TASK DESCRIPTION
Select and reproduce each line of the listing below that bears the string "React".

─── DATASET EXTRACT

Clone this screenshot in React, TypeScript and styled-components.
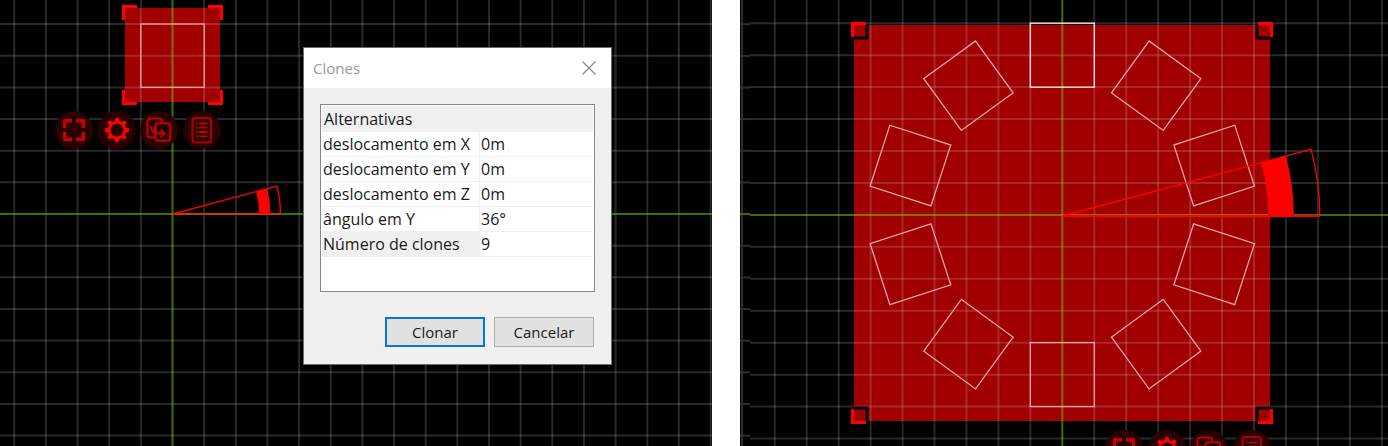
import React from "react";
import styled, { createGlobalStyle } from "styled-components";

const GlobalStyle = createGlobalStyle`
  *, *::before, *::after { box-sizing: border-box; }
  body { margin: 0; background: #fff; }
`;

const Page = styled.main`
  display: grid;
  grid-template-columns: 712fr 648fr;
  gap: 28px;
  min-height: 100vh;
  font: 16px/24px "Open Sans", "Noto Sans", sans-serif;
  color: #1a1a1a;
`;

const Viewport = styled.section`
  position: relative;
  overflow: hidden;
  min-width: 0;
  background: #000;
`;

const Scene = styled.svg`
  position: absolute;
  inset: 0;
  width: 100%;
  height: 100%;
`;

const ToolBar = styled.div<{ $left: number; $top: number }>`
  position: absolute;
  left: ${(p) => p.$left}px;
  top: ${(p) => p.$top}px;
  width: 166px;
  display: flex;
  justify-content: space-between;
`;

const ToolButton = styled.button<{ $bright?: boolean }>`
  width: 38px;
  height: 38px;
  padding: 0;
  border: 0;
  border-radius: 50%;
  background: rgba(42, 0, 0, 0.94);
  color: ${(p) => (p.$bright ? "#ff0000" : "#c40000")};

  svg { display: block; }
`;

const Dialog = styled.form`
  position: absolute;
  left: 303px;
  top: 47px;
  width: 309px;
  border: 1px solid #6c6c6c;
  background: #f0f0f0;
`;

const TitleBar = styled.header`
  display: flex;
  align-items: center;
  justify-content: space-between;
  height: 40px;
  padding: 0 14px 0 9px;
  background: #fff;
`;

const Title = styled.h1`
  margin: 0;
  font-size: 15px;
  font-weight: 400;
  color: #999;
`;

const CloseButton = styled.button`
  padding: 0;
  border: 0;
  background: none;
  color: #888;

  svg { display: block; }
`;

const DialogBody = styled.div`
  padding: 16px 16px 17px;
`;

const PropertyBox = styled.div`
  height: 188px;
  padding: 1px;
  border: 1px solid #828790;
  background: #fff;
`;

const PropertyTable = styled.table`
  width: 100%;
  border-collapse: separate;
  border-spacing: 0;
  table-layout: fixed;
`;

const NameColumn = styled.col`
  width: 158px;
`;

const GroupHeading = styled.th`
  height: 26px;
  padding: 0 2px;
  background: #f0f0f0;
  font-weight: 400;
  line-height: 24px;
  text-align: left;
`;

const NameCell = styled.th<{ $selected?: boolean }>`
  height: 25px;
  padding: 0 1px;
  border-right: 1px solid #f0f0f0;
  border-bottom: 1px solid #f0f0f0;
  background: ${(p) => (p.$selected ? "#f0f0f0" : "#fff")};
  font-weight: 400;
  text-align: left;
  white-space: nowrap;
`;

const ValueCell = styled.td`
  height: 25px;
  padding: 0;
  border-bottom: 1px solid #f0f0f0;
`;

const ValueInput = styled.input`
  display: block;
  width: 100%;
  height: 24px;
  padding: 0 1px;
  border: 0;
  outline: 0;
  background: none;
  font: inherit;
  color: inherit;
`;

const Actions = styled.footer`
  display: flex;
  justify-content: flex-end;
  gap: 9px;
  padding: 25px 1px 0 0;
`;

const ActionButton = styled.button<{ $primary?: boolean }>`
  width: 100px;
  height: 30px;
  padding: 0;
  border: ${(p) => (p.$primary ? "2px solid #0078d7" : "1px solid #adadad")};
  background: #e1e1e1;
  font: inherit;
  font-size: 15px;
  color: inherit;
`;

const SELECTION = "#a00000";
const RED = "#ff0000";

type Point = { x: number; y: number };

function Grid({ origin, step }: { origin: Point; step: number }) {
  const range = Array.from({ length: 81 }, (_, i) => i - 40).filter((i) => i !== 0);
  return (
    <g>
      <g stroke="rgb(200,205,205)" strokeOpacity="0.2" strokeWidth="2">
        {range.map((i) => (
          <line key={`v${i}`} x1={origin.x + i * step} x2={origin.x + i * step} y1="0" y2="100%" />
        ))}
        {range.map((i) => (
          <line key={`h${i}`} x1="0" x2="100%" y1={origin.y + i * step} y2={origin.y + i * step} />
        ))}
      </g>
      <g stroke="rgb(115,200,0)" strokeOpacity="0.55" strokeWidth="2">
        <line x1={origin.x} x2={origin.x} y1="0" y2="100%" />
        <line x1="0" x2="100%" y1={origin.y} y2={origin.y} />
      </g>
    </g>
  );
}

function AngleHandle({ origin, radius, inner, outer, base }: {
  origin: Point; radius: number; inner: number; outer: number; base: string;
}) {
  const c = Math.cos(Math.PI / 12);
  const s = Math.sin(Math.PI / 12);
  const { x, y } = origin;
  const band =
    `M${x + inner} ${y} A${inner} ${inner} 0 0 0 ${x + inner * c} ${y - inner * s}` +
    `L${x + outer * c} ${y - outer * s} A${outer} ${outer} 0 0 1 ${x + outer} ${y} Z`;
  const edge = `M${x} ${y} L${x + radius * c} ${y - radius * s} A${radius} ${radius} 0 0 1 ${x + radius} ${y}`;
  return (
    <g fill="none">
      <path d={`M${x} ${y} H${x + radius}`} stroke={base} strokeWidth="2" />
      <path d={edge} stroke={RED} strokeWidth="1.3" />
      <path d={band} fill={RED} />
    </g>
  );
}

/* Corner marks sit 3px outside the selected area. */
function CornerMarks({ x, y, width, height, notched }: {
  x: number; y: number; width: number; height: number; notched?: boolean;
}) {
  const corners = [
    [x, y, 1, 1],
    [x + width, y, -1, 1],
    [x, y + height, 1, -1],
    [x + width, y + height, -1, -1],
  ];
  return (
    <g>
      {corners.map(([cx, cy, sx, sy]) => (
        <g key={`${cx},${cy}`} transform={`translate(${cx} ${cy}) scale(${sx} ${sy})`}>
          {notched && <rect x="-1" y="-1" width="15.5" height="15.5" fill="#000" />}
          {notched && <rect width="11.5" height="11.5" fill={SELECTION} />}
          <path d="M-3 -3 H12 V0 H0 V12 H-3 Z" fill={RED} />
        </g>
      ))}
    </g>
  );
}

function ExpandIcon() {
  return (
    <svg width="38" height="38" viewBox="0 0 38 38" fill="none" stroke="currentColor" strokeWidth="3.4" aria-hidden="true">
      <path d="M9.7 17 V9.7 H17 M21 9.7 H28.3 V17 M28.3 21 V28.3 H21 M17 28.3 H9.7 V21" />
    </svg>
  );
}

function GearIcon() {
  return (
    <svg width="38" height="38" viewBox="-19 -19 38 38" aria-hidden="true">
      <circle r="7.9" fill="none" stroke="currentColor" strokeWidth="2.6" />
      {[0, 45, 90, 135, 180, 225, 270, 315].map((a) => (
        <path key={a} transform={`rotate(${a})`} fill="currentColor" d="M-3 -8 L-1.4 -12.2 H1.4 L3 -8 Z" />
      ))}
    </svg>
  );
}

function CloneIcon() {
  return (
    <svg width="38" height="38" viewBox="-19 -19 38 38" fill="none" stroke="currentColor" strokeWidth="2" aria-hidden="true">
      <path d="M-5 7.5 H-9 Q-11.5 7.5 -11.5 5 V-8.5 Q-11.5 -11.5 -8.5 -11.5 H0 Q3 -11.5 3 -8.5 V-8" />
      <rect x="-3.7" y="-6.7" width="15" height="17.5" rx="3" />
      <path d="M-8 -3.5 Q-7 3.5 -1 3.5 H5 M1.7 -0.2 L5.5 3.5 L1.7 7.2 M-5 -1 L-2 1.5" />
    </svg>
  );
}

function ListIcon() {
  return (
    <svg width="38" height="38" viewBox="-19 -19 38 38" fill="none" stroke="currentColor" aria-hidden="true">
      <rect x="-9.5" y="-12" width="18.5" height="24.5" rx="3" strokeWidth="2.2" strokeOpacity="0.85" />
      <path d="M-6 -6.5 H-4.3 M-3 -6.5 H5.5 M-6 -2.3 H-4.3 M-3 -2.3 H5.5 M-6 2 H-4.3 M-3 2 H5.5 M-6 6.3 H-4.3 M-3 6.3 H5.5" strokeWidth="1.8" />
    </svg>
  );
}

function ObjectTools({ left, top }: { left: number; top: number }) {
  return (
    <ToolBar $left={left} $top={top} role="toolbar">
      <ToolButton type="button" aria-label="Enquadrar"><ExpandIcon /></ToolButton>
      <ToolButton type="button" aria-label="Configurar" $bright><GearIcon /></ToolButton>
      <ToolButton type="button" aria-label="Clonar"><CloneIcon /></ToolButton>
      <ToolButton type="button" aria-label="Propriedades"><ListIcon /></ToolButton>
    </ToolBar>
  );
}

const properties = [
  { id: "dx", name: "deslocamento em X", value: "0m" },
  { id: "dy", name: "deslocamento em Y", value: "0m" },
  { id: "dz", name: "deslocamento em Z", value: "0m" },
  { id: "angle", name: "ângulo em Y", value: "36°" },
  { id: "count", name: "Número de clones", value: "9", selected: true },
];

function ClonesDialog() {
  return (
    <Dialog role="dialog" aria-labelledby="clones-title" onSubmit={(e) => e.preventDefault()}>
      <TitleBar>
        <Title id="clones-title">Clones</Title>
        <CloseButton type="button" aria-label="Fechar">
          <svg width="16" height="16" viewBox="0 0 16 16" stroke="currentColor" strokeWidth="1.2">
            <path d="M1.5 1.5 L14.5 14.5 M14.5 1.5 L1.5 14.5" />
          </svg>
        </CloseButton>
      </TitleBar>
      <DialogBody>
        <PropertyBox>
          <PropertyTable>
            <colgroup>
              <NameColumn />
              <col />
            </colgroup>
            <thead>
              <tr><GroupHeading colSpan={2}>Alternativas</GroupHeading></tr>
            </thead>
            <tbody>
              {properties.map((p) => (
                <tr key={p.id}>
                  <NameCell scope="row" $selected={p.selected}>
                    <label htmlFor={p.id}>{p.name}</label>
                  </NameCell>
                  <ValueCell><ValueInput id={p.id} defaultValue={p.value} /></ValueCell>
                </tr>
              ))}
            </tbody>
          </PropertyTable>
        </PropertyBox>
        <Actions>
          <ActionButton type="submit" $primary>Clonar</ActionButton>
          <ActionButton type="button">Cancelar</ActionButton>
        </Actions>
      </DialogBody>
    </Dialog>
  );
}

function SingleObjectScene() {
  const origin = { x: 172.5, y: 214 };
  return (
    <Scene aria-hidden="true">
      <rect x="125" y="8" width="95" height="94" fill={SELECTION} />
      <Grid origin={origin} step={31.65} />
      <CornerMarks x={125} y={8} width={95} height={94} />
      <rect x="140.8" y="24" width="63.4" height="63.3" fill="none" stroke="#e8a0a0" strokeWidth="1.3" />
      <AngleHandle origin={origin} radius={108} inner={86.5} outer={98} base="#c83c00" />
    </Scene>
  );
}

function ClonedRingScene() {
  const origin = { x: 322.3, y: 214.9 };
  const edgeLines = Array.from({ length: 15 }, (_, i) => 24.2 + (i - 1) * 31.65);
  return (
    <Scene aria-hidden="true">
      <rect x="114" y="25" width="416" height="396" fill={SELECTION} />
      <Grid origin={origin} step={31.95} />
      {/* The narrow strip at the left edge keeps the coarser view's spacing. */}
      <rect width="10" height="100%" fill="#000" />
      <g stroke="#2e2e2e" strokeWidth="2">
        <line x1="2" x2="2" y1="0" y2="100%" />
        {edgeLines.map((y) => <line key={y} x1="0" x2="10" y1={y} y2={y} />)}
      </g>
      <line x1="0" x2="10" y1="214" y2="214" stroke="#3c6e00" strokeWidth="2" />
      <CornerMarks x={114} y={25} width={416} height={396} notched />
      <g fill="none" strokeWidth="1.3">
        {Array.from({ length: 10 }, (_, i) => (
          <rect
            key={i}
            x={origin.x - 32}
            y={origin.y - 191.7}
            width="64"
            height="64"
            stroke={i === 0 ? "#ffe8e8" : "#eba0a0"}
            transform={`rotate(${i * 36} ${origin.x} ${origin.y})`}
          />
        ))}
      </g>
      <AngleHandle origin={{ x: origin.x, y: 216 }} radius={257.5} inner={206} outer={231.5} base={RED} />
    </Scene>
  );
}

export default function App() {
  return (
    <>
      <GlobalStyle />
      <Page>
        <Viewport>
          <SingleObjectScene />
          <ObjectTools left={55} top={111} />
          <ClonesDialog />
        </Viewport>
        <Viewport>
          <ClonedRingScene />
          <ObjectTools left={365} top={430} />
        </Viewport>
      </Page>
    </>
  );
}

──────

EXERCISE RESPONSE
Clone this screenshot in React, TypeScript and styled-components.
import React from "react";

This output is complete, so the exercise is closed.